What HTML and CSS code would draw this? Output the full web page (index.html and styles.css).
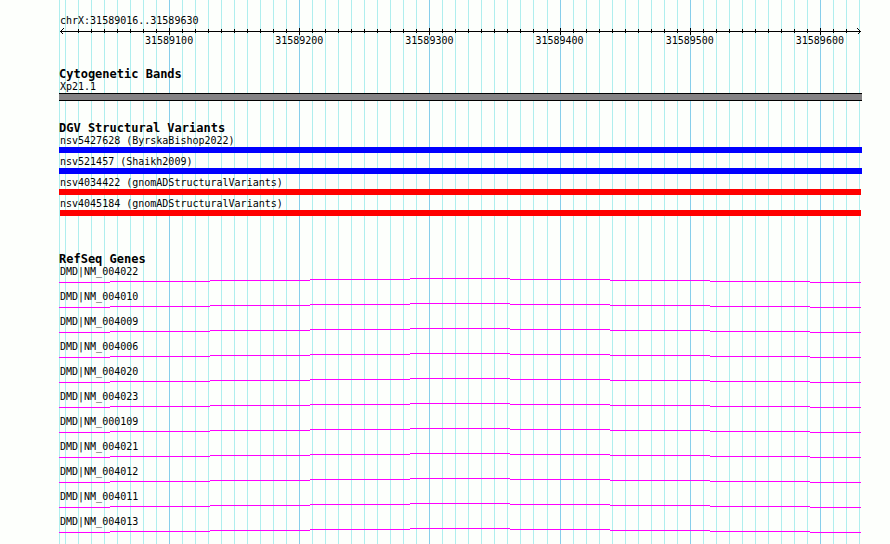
FILE: index.html
```html
<!DOCTYPE html>
<html lang="en">
<head>
<meta charset="utf-8">
<title>chrX:31589016..31589630</title>
<link rel="stylesheet" href="styles.css">
</head>
<body>
<svg width="0" height="0" class="defs" aria-hidden="true">
  <symbol id="intron" viewBox="0 0 803 5" preserveAspectRatio="none">
    <path d="M0 4.5H51M51 3.5H151M151 2.5H251M251 1.5H351M351 .5H451M451 1.5H551M551 2.5H651M651 3.5H751M751 4.5H802"/>
  </symbol>
</svg>
<main class="browser">
  <svg class="gridlines" viewBox="0 0 803 544" preserveAspectRatio="none" aria-hidden="true">
    <path class="minor" d="M.5 0V544M6.5 0V544M19.5 0V544M32.5 0V544M45.5 0V544M58.5 0V544M71.5 0V544M84.5 0V544M97.5 0V544M123.5 0V544M136.5 0V544M149.5 0V544M162.5 0V544M175.5 0V544M188.5 0V544M201.5 0V544M214.5 0V544M227.5 0V544M253.5 0V544M266.5 0V544M279.5 0V544M292.5 0V544M305.5 0V544M318.5 0V544M331.5 0V544M344.5 0V544M357.5 0V544M383.5 0V544M396.5 0V544M409.5 0V544M422.5 0V544M435.5 0V544M448.5 0V544M461.5 0V544M474.5 0V544M488.5 0V544M514.5 0V544M527.5 0V544M540.5 0V544M553.5 0V544M566.5 0V544M579.5 0V544M592.5 0V544M605.5 0V544M618.5 0V544M644.5 0V544M657.5 0V544M670.5 0V544M683.5 0V544M696.5 0V544M709.5 0V544M722.5 0V544M735.5 0V544M748.5 0V544M774.5 0V544M787.5 0V544M800.5 0V544"/>
    <path class="major" d="M110.5 0V544M240.5 0V544M370.5 0V544M501.5 0V544M631.5 0V544M761.5 0V544"/>
  </svg>

  <header class="scale">
    <h1 class="region">chrX:31589016..31589630</h1>
    <svg class="ruler" viewBox="0 0 803 8" preserveAspectRatio="none" aria-hidden="true">
      <path d="M1 4.5H802"/>
      <path d="M19.5 2V6M32.5 2V6M45.5 2V6M58.5 2V6M71.5 2V6M84.5 2V6M97.5 2V6M123.5 2V6M136.5 2V6M149.5 2V6M162.5 2V6M175.5 2V6M188.5 2V6M201.5 2V6M214.5 2V6M227.5 2V6M253.5 2V6M266.5 2V6M279.5 2V6M292.5 2V6M305.5 2V6M318.5 2V6M331.5 2V6M344.5 2V6M357.5 2V6M383.5 2V6M396.5 2V6M409.5 2V6M422.5 2V6M435.5 2V6M448.5 2V6M461.5 2V6M474.5 2V6M488.5 2V6M514.5 2V6M527.5 2V6M540.5 2V6M553.5 2V6M566.5 2V6M579.5 2V6M592.5 2V6M605.5 2V6M618.5 2V6M644.5 2V6M657.5 2V6M670.5 2V6M683.5 2V6M696.5 2V6M709.5 2V6M722.5 2V6M735.5 2V6M748.5 2V6M774.5 2V6M787.5 2V6"/>
      <path d="M110.5 1V8M240.5 1V8M370.5 1V8M501.5 1V8M631.5 1V8M761.5 1V8"/>
      <path d="M4.5 1.5L1.5 4.5L4.5 7.5M798.5 1.5L801.5 4.5L798.5 7.5"/>
    </svg>
    <div class="positions">
      <span>31589100</span><span>31589200</span><span>31589300</span><span>31589400</span><span>31589500</span><span>31589600</span>
    </div>
  </header>

  <section class="track cytobands">
    <h2>Cytogenetic Bands</h2>
    <ul>
      <li><span>Xp21.1</span><div class="bar band"></div></li>
    </ul>
  </section>

  <section class="track variants">
    <h2>DGV Structural Variants</h2>
    <ul>
      <li><span>nsv5427628 (ByrskaBishop2022)</span><div class="bar gain"></div></li>
      <li><span>nsv521457 (Shaikh2009)</span><div class="bar gain"></div></li>
      <li><span>nsv4034422 (gnomADStructuralVariants)</span><div class="bar loss"></div></li>
      <li><span>nsv4045184 (gnomADStructuralVariants)</span><div class="bar loss inside"></div></li>
    </ul>
  </section>

  <section class="track genes">
    <h2>RefSeq Genes</h2>
    <ul>
      <li><span>DMD|NM_004022</span><svg class="intron"><use href="#intron"/></svg></li>
      <li><span>DMD|NM_004010</span><svg class="intron"><use href="#intron"/></svg></li>
      <li><span>DMD|NM_004009</span><svg class="intron"><use href="#intron"/></svg></li>
      <li><span>DMD|NM_004006</span><svg class="intron"><use href="#intron"/></svg></li>
      <li><span>DMD|NM_004020</span><svg class="intron"><use href="#intron"/></svg></li>
      <li><span>DMD|NM_004023</span><svg class="intron"><use href="#intron"/></svg></li>
      <li><span>DMD|NM_000109</span><svg class="intron"><use href="#intron"/></svg></li>
      <li><span>DMD|NM_004021</span><svg class="intron"><use href="#intron"/></svg></li>
      <li><span>DMD|NM_004012</span><svg class="intron"><use href="#intron"/></svg></li>
      <li><span>DMD|NM_004011</span><svg class="intron"><use href="#intron"/></svg></li>
      <li><span>DMD|NM_004013</span><svg class="intron"><use href="#intron"/></svg></li>
    </ul>
  </section>
</main>
</body>
</html>
```
FILE: styles.css
```css
* {
  box-sizing: border-box;
}

body {
  margin: 0;
  background: #fdfffc;
  color: #000;
  font: 10px/12px "DejaVu Sans Mono", "Liberation Mono", monospace;
}

h1, h2, ul {
  margin: 0;
  padding: 0;
  font-size: inherit;
  font-weight: normal;
}

.defs {
  position: absolute;
}

.browser {
  position: relative;
  min-height: 100vh;
  margin: 0 28px 0 59px;
  padding-top: 15px;
}

.gridlines {
  position: absolute;
  z-index: -1;
  inset: 0;
  width: 100%;
  height: 100%;
  shape-rendering: crispEdges;
}

.minor {
  stroke: #afeeee;
}

.major {
  stroke: #87ceeb;
}

.region {
  padding-left: 1px;
}

.ruler {
  display: block;
  width: 100%;
  height: 8px;
  fill: none;
  stroke: #000;
  shape-rendering: crispEdges;
}

.positions {
  display: flex;
  justify-content: space-between;
  padding: 0 18px 0 86px;
}

.track h2 {
  font-size: 12px;
  font-weight: bold;
  line-height: 14px;
}

.track ul {
  display: flex;
  flex-direction: column;
  list-style: none;
}

.track li {
  display: flex;
  flex-direction: column;
}

.track span {
  padding-left: 1px;
}

.cytobands,
.variants {
  margin-top: 20px;
}

.variants ul {
  gap: 3px;
}

.genes {
  margin-top: 36px;
}

.genes ul {
  gap: 8px;
}

.bar {
  height: 6px;
}

.band {
  height: 8px;
  border: solid #000;
  border-width: 1px 0;
  background: #848284;
}

.gain {
  background: #00f;
}

.loss {
  margin-right: 1px;
  background: #f00;
}

.inside {
  margin-left: 1px;
}

.intron {
  display: block;
  width: 100%;
  height: 5px;
  fill: none;
  stroke: #f0f;
  shape-rendering: crispEdges;
}
```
────
Reproduce the listing above exactly, excluding all pictures.

* [Task response]
What HTML and CSS code would draw this? Output the full web page (index.html and styles.css).
FILE: index.html
```html
<!DOCTYPE html>
<html lang="en">
<head>
<meta charset="utf-8">
<title>chrX:31589016..31589630</title>
<link rel="stylesheet" href="styles.css">
</head>
<body>
<svg width="0" height="0" class="defs" aria-hidden="true">
  <symbol id="intron" viewBox="0 0 803 5" preserveAspectRatio="none">
    <path d="M0 4.5H51M51 3.5H151M151 2.5H251M251 1.5H351M351 .5H451M451 1.5H551M551 2.5H651M651 3.5H751M751 4.5H802"/>
  </symbol>
</svg>
<main class="browser">
  <svg class="gridlines" viewBox="0 0 803 544" preserveAspectRatio="none" aria-hidden="true">
    <path class="minor" d="M.5 0V544M6.5 0V544M19.5 0V544M32.5 0V544M45.5 0V544M58.5 0V544M71.5 0V544M84.5 0V544M97.5 0V544M123.5 0V544M136.5 0V544M149.5 0V544M162.5 0V544M175.5 0V544M188.5 0V544M201.5 0V544M214.5 0V544M227.5 0V544M253.5 0V544M266.5 0V544M279.5 0V544M292.5 0V544M305.5 0V544M318.5 0V544M331.5 0V544M344.5 0V544M357.5 0V544M383.5 0V544M396.5 0V544M409.5 0V544M422.5 0V544M435.5 0V544M448.5 0V544M461.5 0V544M474.5 0V544M488.5 0V544M514.5 0V544M527.5 0V544M540.5 0V544M553.5 0V544M566.5 0V544M579.5 0V544M592.5 0V544M605.5 0V544M618.5 0V544M644.5 0V544M657.5 0V544M670.5 0V544M683.5 0V544M696.5 0V544M709.5 0V544M722.5 0V544M735.5 0V544M748.5 0V544M774.5 0V544M787.5 0V544M800.5 0V544"/>
    <path class="major" d="M110.5 0V544M240.5 0V544M370.5 0V544M501.5 0V544M631.5 0V544M761.5 0V544"/>
  </svg>

  <header class="scale">
    <h1 class="region">chrX:31589016..31589630</h1>
    <svg class="ruler" viewBox="0 0 803 8" preserveAspectRatio="none" aria-hidden="true">
      <path d="M1 4.5H802"/>
      <path d="M19.5 2V6M32.5 2V6M45.5 2V6M58.5 2V6M71.5 2V6M84.5 2V6M97.5 2V6M123.5 2V6M136.5 2V6M149.5 2V6M162.5 2V6M175.5 2V6M188.5 2V6M201.5 2V6M214.5 2V6M227.5 2V6M253.5 2V6M266.5 2V6M279.5 2V6M292.5 2V6M305.5 2V6M318.5 2V6M331.5 2V6M344.5 2V6M357.5 2V6M383.5 2V6M396.5 2V6M409.5 2V6M422.5 2V6M435.5 2V6M448.5 2V6M461.5 2V6M474.5 2V6M488.5 2V6M514.5 2V6M527.5 2V6M540.5 2V6M553.5 2V6M566.5 2V6M579.5 2V6M592.5 2V6M605.5 2V6M618.5 2V6M644.5 2V6M657.5 2V6M670.5 2V6M683.5 2V6M696.5 2V6M709.5 2V6M722.5 2V6M735.5 2V6M748.5 2V6M774.5 2V6M787.5 2V6"/>
      <path d="M110.5 1V8M240.5 1V8M370.5 1V8M501.5 1V8M631.5 1V8M761.5 1V8"/>
      <path d="M4.5 1.5L1.5 4.5L4.5 7.5M798.5 1.5L801.5 4.5L798.5 7.5"/>
    </svg>
    <div class="positions">
      <span>31589100</span><span>31589200</span><span>31589300</span><span>31589400</span><span>31589500</span><span>31589600</span>
    </div>
  </header>

  <section class="track cytobands">
    <h2>Cytogenetic Bands</h2>
    <ul>
      <li><span>Xp21.1</span><div class="bar band"></div></li>
    </ul>
  </section>

  <section class="track variants">
    <h2>DGV Structural Variants</h2>
    <ul>
      <li><span>nsv5427628 (ByrskaBishop2022)</span><div class="bar gain"></div></li>
      <li><span>nsv521457 (Shaikh2009)</span><div class="bar gain"></div></li>
      <li><span>nsv4034422 (gnomADStructuralVariants)</span><div class="bar loss"></div></li>
      <li><span>nsv4045184 (gnomADStructuralVariants)</span><div class="bar loss inside"></div></li>
    </ul>
  </section>

  <section class="track genes">
    <h2>RefSeq Genes</h2>
    <ul>
      <li><span>DMD|NM_004022</span><svg class="intron"><use href="#intron"/></svg></li>
      <li><span>DMD|NM_004010</span><svg class="intron"><use href="#intron"/></svg></li>
      <li><span>DMD|NM_004009</span><svg class="intron"><use href="#intron"/></svg></li>
      <li><span>DMD|NM_004006</span><svg class="intron"><use href="#intron"/></svg></li>
      <li><span>DMD|NM_004020</span><svg class="intron"><use href="#intron"/></svg></li>
      <li><span>DMD|NM_004023</span><svg class="intron"><use href="#intron"/></svg></li>
      <li><span>DMD|NM_000109</span><svg class="intron"><use href="#intron"/></svg></li>
      <li><span>DMD|NM_004021</span><svg class="intron"><use href="#intron"/></svg></li>
      <li><span>DMD|NM_004012</span><svg class="intron"><use href="#intron"/></svg></li>
      <li><span>DMD|NM_004011</span><svg class="intron"><use href="#intron"/></svg></li>
      <li><span>DMD|NM_004013</span><svg class="intron"><use href="#intron"/></svg></li>
    </ul>
  </section>
</main>
</body>
</html>
```
FILE: styles.css
```css
* {
  box-sizing: border-box;
}

body {
  margin: 0;
  background: #fdfffc;
  color: #000;
  font: 10px/12px "DejaVu Sans Mono", "Liberation Mono", monospace;
}

h1, h2, ul {
  margin: 0;
  padding: 0;
  font-size: inherit;
  font-weight: normal;
}

.defs {
  position: absolute;
}

.browser {
  position: relative;
  min-height: 100vh;
  margin: 0 28px 0 59px;
  padding-top: 15px;
}

.gridlines {
  position: absolute;
  z-index: -1;
  inset: 0;
  width: 100%;
  height: 100%;
  shape-rendering: crispEdges;
}

.minor {
  stroke: #afeeee;
}

.major {
  stroke: #87ceeb;
}

.region {
  padding-left: 1px;
}

.ruler {
  display: block;
  width: 100%;
  height: 8px;
  fill: none;
  stroke: #000;
  shape-rendering: crispEdges;
}

.positions {
  display: flex;
  justify-content: space-between;
  padding: 0 18px 0 86px;
}

.track h2 {
  font-size: 12px;
  font-weight: bold;
  line-height: 14px;
}

.track ul {
  display: flex;
  flex-direction: column;
  list-style: none;
}

.track li {
  display: flex;
  flex-direction: column;
}

.track span {
  padding-left: 1px;
}

.cytobands,
.variants {
  margin-top: 20px;
}

.variants ul {
  gap: 3px;
}

.genes {
  margin-top: 36px;
}

.genes ul {
  gap: 8px;
}

.bar {
  height: 6px;
}

.band {
  height: 8px;
  border: solid #000;
  border-width: 1px 0;
  background: #848284;
}

.gain {
  background: #00f;
}

.loss {
  margin-right: 1px;
  background: #f00;
}

.inside {
  margin-left: 1px;
}

.intron {
  display: block;
  width: 100%;
  height: 5px;
  fill: none;
  stroke: #f0f;
  shape-rendering: crispEdges;
}
```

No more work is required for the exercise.